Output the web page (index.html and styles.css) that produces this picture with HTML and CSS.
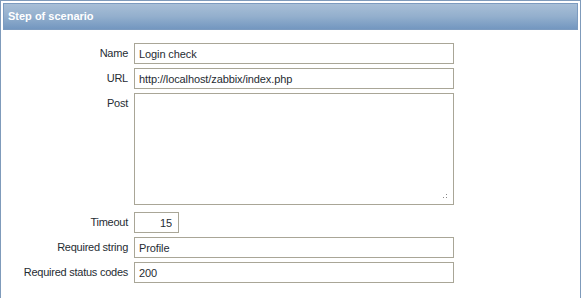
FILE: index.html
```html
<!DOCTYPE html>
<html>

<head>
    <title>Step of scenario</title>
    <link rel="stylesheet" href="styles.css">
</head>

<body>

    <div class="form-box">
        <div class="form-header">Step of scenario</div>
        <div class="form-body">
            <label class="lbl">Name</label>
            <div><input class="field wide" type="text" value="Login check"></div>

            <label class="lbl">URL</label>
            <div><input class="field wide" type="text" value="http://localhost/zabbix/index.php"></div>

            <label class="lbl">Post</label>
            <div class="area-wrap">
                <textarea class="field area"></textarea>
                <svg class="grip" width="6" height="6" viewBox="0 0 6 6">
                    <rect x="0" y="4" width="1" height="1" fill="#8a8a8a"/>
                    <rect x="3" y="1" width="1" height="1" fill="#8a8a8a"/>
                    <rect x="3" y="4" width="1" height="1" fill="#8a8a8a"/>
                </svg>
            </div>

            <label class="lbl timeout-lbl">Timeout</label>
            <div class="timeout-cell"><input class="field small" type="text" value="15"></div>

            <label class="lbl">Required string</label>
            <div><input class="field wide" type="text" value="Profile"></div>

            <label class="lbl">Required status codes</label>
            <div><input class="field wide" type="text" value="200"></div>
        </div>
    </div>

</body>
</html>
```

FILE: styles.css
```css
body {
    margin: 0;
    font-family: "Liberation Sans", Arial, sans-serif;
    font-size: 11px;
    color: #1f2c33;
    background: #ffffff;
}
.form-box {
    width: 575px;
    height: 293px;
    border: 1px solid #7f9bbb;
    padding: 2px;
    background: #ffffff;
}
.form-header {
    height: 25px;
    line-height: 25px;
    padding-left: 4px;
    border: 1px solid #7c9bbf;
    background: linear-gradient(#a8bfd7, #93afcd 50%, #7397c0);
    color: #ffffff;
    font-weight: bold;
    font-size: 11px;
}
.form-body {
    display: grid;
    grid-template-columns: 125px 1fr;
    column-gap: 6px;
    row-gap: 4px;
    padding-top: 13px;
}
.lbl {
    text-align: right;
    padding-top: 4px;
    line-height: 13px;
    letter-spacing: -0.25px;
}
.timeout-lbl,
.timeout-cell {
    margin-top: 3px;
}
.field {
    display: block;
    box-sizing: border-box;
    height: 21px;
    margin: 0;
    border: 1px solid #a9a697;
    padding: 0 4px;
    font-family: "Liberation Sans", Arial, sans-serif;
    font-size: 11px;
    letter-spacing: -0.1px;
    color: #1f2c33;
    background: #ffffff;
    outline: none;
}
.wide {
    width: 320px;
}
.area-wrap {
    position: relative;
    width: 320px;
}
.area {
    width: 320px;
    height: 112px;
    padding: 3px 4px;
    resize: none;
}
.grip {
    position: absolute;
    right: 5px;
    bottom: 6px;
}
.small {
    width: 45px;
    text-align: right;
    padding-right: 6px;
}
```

+--

■ **Exercise requirements**:
Write out the whole listing again, exactly, with no pictures.

■ **Response for this exercise**:
Output the web page (index.html and styles.css) that produces this picture with HTML and CSS.
FILE: index.html
```html
<!DOCTYPE html>
<html>

<head>
    <title>Step of scenario</title>
    <link rel="stylesheet" href="styles.css">
</head>

<body>

    <div class="form-box">
        <div class="form-header">Step of scenario</div>
        <div class="form-body">
            <label class="lbl">Name</label>
            <div><input class="field wide" type="text" value="Login check"></div>

            <label class="lbl">URL</label>
            <div><input class="field wide" type="text" value="http://localhost/zabbix/index.php"></div>

            <label class="lbl">Post</label>
            <div class="area-wrap">
                <textarea class="field area"></textarea>
                <svg class="grip" width="6" height="6" viewBox="0 0 6 6">
                    <rect x="0" y="4" width="1" height="1" fill="#8a8a8a"/>
                    <rect x="3" y="1" width="1" height="1" fill="#8a8a8a"/>
                    <rect x="3" y="4" width="1" height="1" fill="#8a8a8a"/>
                </svg>
            </div>

            <label class="lbl timeout-lbl">Timeout</label>
            <div class="timeout-cell"><input class="field small" type="text" value="15"></div>

            <label class="lbl">Required string</label>
            <div><input class="field wide" type="text" value="Profile"></div>

            <label class="lbl">Required status codes</label>
            <div><input class="field wide" type="text" value="200"></div>
        </div>
    </div>

</body>
</html>
```

FILE: styles.css
```css
body {
    margin: 0;
    font-family: "Liberation Sans", Arial, sans-serif;
    font-size: 11px;
    color: #1f2c33;
    background: #ffffff;
}
.form-box {
    width: 575px;
    height: 293px;
    border: 1px solid #7f9bbb;
    padding: 2px;
    background: #ffffff;
}
.form-header {
    height: 25px;
    line-height: 25px;
    padding-left: 4px;
    border: 1px solid #7c9bbf;
    background: linear-gradient(#a8bfd7, #93afcd 50%, #7397c0);
    color: #ffffff;
    font-weight: bold;
    font-size: 11px;
}
.form-body {
    display: grid;
    grid-template-columns: 125px 1fr;
    column-gap: 6px;
    row-gap: 4px;
    padding-top: 13px;
}
.lbl {
    text-align: right;
    padding-top: 4px;
    line-height: 13px;
    letter-spacing: -0.25px;
}
.timeout-lbl,
.timeout-cell {
    margin-top: 3px;
}
.field {
    display: block;
    box-sizing: border-box;
    height: 21px;
    margin: 0;
    border: 1px solid #a9a697;
    padding: 0 4px;
    font-family: "Liberation Sans", Arial, sans-serif;
    font-size: 11px;
    letter-spacing: -0.1px;
    color: #1f2c33;
    background: #ffffff;
    outline: none;
}
.wide {
    width: 320px;
}
.area-wrap {
    position: relative;
    width: 320px;
}
.area {
    width: 320px;
    height: 112px;
    padding: 3px 4px;
    resize: none;
}
.grip {
    position: absolute;
    right: 5px;
    bottom: 6px;
}
.small {
    width: 45px;
    text-align: right;
    padding-right: 6px;
}
```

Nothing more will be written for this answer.